Appendix B: OECD-Aligned Evaluation Framework
OECD’s Digital Education Outlook 2026 recommends that for each AI application, institutions specify: (1) the intended learning outcome, (2) the most likely unintended consequence, and (3) how both will be measured across five dimensions—performance, retention, engagement, equity, and instructor workload. The framework below applies this logic to each of the 10 finance applications.
Faculty are encouraged to select one or two applications to evaluate formally in the first semester of adoption and share findings with colleagues.

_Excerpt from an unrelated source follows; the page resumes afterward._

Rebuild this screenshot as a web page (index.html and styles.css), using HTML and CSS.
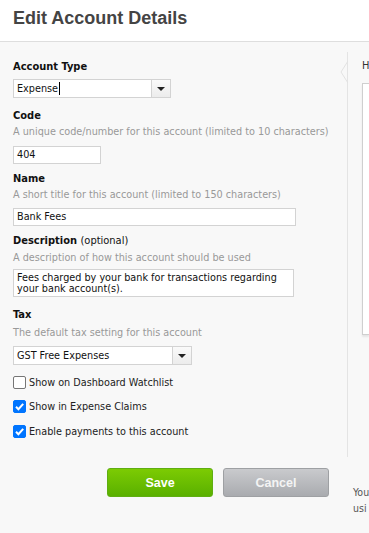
FILE: index.html
```html
<!DOCTYPE html>
<html>
<head>
<meta charset="utf-8">
<link rel="stylesheet" href="styles.css">
</head>
<body>
<header class="top">
  <h1 class="title">Edit Account Details</h1>
</header>
<div class="main">
  <form class="form">
    <div class="field f-type">
      <div class="label">Account Type</div>
      <div class="select select-type">
        <span class="select-value">Expense<span class="caret"></span></span>
        <span class="select-btn"><span class="tri"></span></span>
      </div>
    </div>
    <div class="field f-code">
      <div class="label">Code</div>
      <div class="hint">A unique code/number for this account (limited to 10 characters)</div>
      <div class="input input-code">404</div>
    </div>
    <div class="field f-name">
      <div class="label">Name</div>
      <div class="hint">A short title for this account (limited to 150 characters)</div>
      <div class="input input-name">Bank Fees</div>
    </div>
    <div class="field f-desc">
      <div class="label">Description <span class="opt">(optional)</span></div>
      <div class="hint">A description of how this account should be used</div>
      <div class="input textarea">Fees charged by your bank for transactions regarding your bank account(s).</div>
    </div>
    <div class="field f-tax">
      <div class="label">Tax</div>
      <div class="hint">The default tax setting for this account</div>
      <div class="select select-tax">
        <span class="select-value">GST Free Expenses</span>
        <span class="select-btn"><span class="tri"></span></span>
      </div>
    </div>
    <div class="checks">
      <label class="check"><span class="box"></span>Show on Dashboard Watchlist</label>
      <label class="check"><span class="box on"><svg viewBox="0 0 13 13" width="13" height="13"><path d="M3 6.8 L5.4 9.2 L10.2 3.8" fill="none" stroke="#fff" stroke-width="2"/></svg></span>Show in Expense Claims</label>
      <label class="check"><span class="box on"><svg viewBox="0 0 13 13" width="13" height="13"><path d="M3 6.8 L5.4 9.2 L10.2 3.8" fill="none" stroke="#fff" stroke-width="2"/></svg></span>Enable payments to this account</label>
    </div>
    <div class="actions">
      <button type="button" class="btn save">Save</button>
      <button type="button" class="btn cancel">Cancel</button>
    </div>
  </form>
  <aside class="side">
    <div class="rail">
      <svg class="chev" viewBox="0 0 8 22" width="8" height="22"><path d="M8 0 L1 11 L8 22" fill="none" stroke="#e2e2e2" stroke-width="1"/></svg>
    </div>
    <div class="help">
      <div class="help-title">H</div>
      <div class="help-box"></div>
      <div class="help-note">You<br>usi</div>
    </div>
  </aside>
</div>
</body>
</html>
```
FILE: styles.css
```css
html, body {
  margin: 0;
  padding: 0;
}
body {
  width: 369px;
  height: 533px;
  overflow: hidden;
  background: #f8f8f8;
  font-family: "DejaVu Sans Condensed", "DejaVu Sans", sans-serif;
  font-stretch: condensed;
  color: #000;
}
.top {
  background: #fff;
  height: 42px;
  border-bottom: 1px solid #dedede;
  box-sizing: border-box;
  padding: 7px 13px 0;
}
.title {
  margin: 0;
  font-family: "Liberation Sans", Arial, sans-serif;
  font-stretch: normal;
  font-size: 18px;
  font-weight: bold;
  color: #444;
  line-height: 22px;
}
.main {
  display: flex;
}
.form {
  width: 334px;
  padding: 17px 0 0 13px;
  box-sizing: border-box;
  flex: none;
}
.label {
  font-size: 11px;
  font-weight: bold;
  line-height: 16px;
  color: #111;
}
.opt {
  font-weight: normal;
}
.hint {
  font-size: 10.75px;
  line-height: 16px;
  color: #999;
  white-space: nowrap;
}
.input, .select {
  font-size: 10.75px;
  background: #fff;
  border: 1px solid #d3d3d3;
  box-sizing: border-box;
  height: 18px;
  line-height: 16px;
  padding: 0 3px;
  color: #111;
}
.f-type .select { margin-top: 4px; height: 19px; }
.f-code { margin-top: 10px; }
.f-code .input { margin-top: 6px; }
.f-name { margin-top: 7px; }
.f-name .input { margin-top: 5px; }
.f-desc { margin-top: 7px; }
.f-desc .hint { margin-top: 1px; }
.f-desc .textarea { margin-top: 3px; }
.f-tax { margin-top: 10px; }
.f-tax .hint { margin-top: 2px; }
.f-tax .select { margin-top: 5px; height: 19px; }
.input-code { width: 88px; }
.input-name { width: 283px; }
.textarea {
  width: 281px;
  height: 28px;
  line-height: 11px;
  padding-top: 2px;
  white-space: normal;
}
.select {
  display: flex;
  padding: 0;
}
.select-value {
  flex: 1;
  padding: 0 3px;
  display: flex;
  align-items: center;
}
.caret {
  display: inline-block;
  width: 1px;
  height: 13px;
  background: #000;
  margin-left: 1px;
}
.select-btn {
  width: 18px;
  border-left: 1px solid #d3d3d3;
  background: linear-gradient(#fafafa, #ececec);
  display: flex;
  align-items: center;
  justify-content: center;
}
.tri {
  width: 0;
  height: 0;
  border-left: 4px solid transparent;
  border-right: 4px solid transparent;
  border-top: 4px solid #222;
}
.select-type { width: 158px; }
.select-tax { width: 179px; }
.checks {
  display: flex;
  flex-direction: column;
  gap: 11px;
  margin-top: 11px;
}
.check {
  display: flex;
  align-items: center;
  font-size: 10.75px;
  color: #222;
  height: 13px;
}
.check + .check + .check {
  margin-top: 1px;
}
.box {
  width: 13px;
  height: 13px;
  box-sizing: border-box;
  border: 1px solid #767676;
  border-radius: 2px;
  background: #fff;
  margin-right: 3px;
  flex: none;
  display: flex;
}
.box.on {
  background: #0075ff;
  border-color: #0075ff;
}
.box svg {
  margin: -1px;
}
.actions {
  display: flex;
  gap: 10px;
  margin: 30px 0 0 94px;
}
.btn {
  width: 106px;
  height: 29px;
  border-radius: 3px;
  font-family: "Liberation Sans", Arial, sans-serif;
  font-stretch: normal;
  font-size: 12.5px;
  font-weight: bold;
  color: #fff;
  cursor: pointer;
  padding: 0;
}
.save {
  background: linear-gradient(#7ccb03, #5ab000);
  border: 1px solid #5fae12;
}
.cancel {
  background: linear-gradient(#c9cacd, #a9abaf);
  border: 1px solid #9ea0a3;
  color: #f4f4f4;
}
.side {
  flex: 1;
  display: flex;
  overflow: hidden;
}
.rail {
  width: 13px;
  flex: none;
  border-right: 1px solid #e4e4e4;
  height: 405px;
  margin-top: 10px;
  position: relative;
}
.chev {
  position: absolute;
  right: -1px;
  top: 9px;
}
.help {
  padding: 17px 0 0 14px;
  flex: 1;
  min-width: 0;
}
.help-title {
  font-size: 11px;
  color: #333;
  line-height: 14px;
}
.help-box {
  margin-top: 10px;
  height: 250px;
  background: #fff;
  border: 1px solid #cfcfcf;
  border-right: none;
  box-shadow: 0 2px 2px rgba(0,0,0,0.08);
}
.help-note {
  margin: 149px 0 0 -9px;
  font-size: 10.5px;
  line-height: 16px;
  color: #555;
  white-space: nowrap;
}
```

| Application | Intended Outcome | Likely Unintended Consequence | How to Measure | Equity Check |
|---|---|---|---|---|
| #1 Role-Play | Improved professional communication and analytical defense under pressure | Surface-level interaction without genuine engagement; transcript padding | Pre/post oral defense scores; rubric score distribution; reflection quality ratings | Do students with speech anxiety or non-native English engage equitably? Offer written alternative. |
| #2 AI Feedback | Faster feedback cycles; stronger revision quality; feedback literacy | Over-reliance on AI critique; depersonalization of instructor relationship | Compare pre/post rubric scores on revision quality; measure acceptance/rejection rationale quality | Do ESL students or first-gen students trust AI feedback differently? Survey and compare. |
| #3 Socratic Tutor | Reduced knowledge gaps on foundational concepts; increased office hours independence | Students stop attempting problems independently before engaging AI | AI-free quiz scores before and after adoption; verification log completion rates | Do lower-GPA students benefit as much as higher-GPA students? Track by subgroup. |
| #4 Process Assessment | Assessment validity in AI era; higher-order reasoning on display | Student perception of subjectivity; oral check-in burden on faculty | Compare oral check-in performance with written submission scores; track grade distribution equity | Do oral assessments disadvantage non-native English speakers? Offer optional written equivalent. |
| #5 Data Analysis | Data literacy without coding bottleneck; interpretation over syntax | False confidence in AI-verified statistics; shallow interpretation memos | Manual verification checklist accuracy; “so what?” memo quality ratings; exam performance on interpretation questions | Do students without prior coding exposure benefit more? Track by major/background. |
| #6 Content Generation | Faculty time savings; fresher, more varied assessment materials | Curricular homogenization; AI fabricated financial data enters course materials | Faculty time-savings log; student assessment score variance across variants; diversity audit of generated cases | Are generated cases representative across firm size, geography, and industry? Run diversity check each semester. |
| #7 Case Updates | Current-events integration; verification habits; analyst mindset | Hallucinated market data; AI as citable source; paywalled data access gaps | Source citation quality; verification accuracy; student performance on identifying material vs. noise | Do students without Bloomberg/Refinitiv access face barriers? Ensure free-source alternatives are sufficient. |
| #8 Vibe Coding | Quantitative finance access for non-CS students; code-as-communication skill | Annotation without understanding; AI-generated financial logic errors go undetected | Annotation quality scores; oral walkthrough performance; “break it” exercise accuracy | Do students without prior programming background close the gap? Track by CS background. |
| #9 AI Literacy | Professional skepticism; verification habits; AI evaluation methodology | Cynicism about AI; failure to transfer audit methodology to new tools | Error identification accuracy; cross-platform comparison depth; professional recommendation quality | Do students from different majors/backgrounds show different AI literacy gaps? Survey by subgroup. |
| #10 Simulation | Distributional thinking; decision-making under uncertainty; model-building intuition | Code generation without engagement; assumption selection without theoretical grounding | Specification document quality; sensitivity analysis depth; investment memo recommendations; oral Q&A scores | Do students without strong quantitative backgrounds close the gap with AI assistance? Track pre/post. |
Measurement Guidance
- Performance
- Rubric scores and exam results.
- Retention
- AI-free assessment scores 4–8 weeks after adoption.
- Engagement
- Dialogue log depth, reflection quality, participation rates.
- Equity
- Score distributions by subgroup (GPA, language background, major).
- Workload
- Faculty time-per-student on grading and feedback tasks.
Start with one application and one dimension. Build the evidence base incrementally.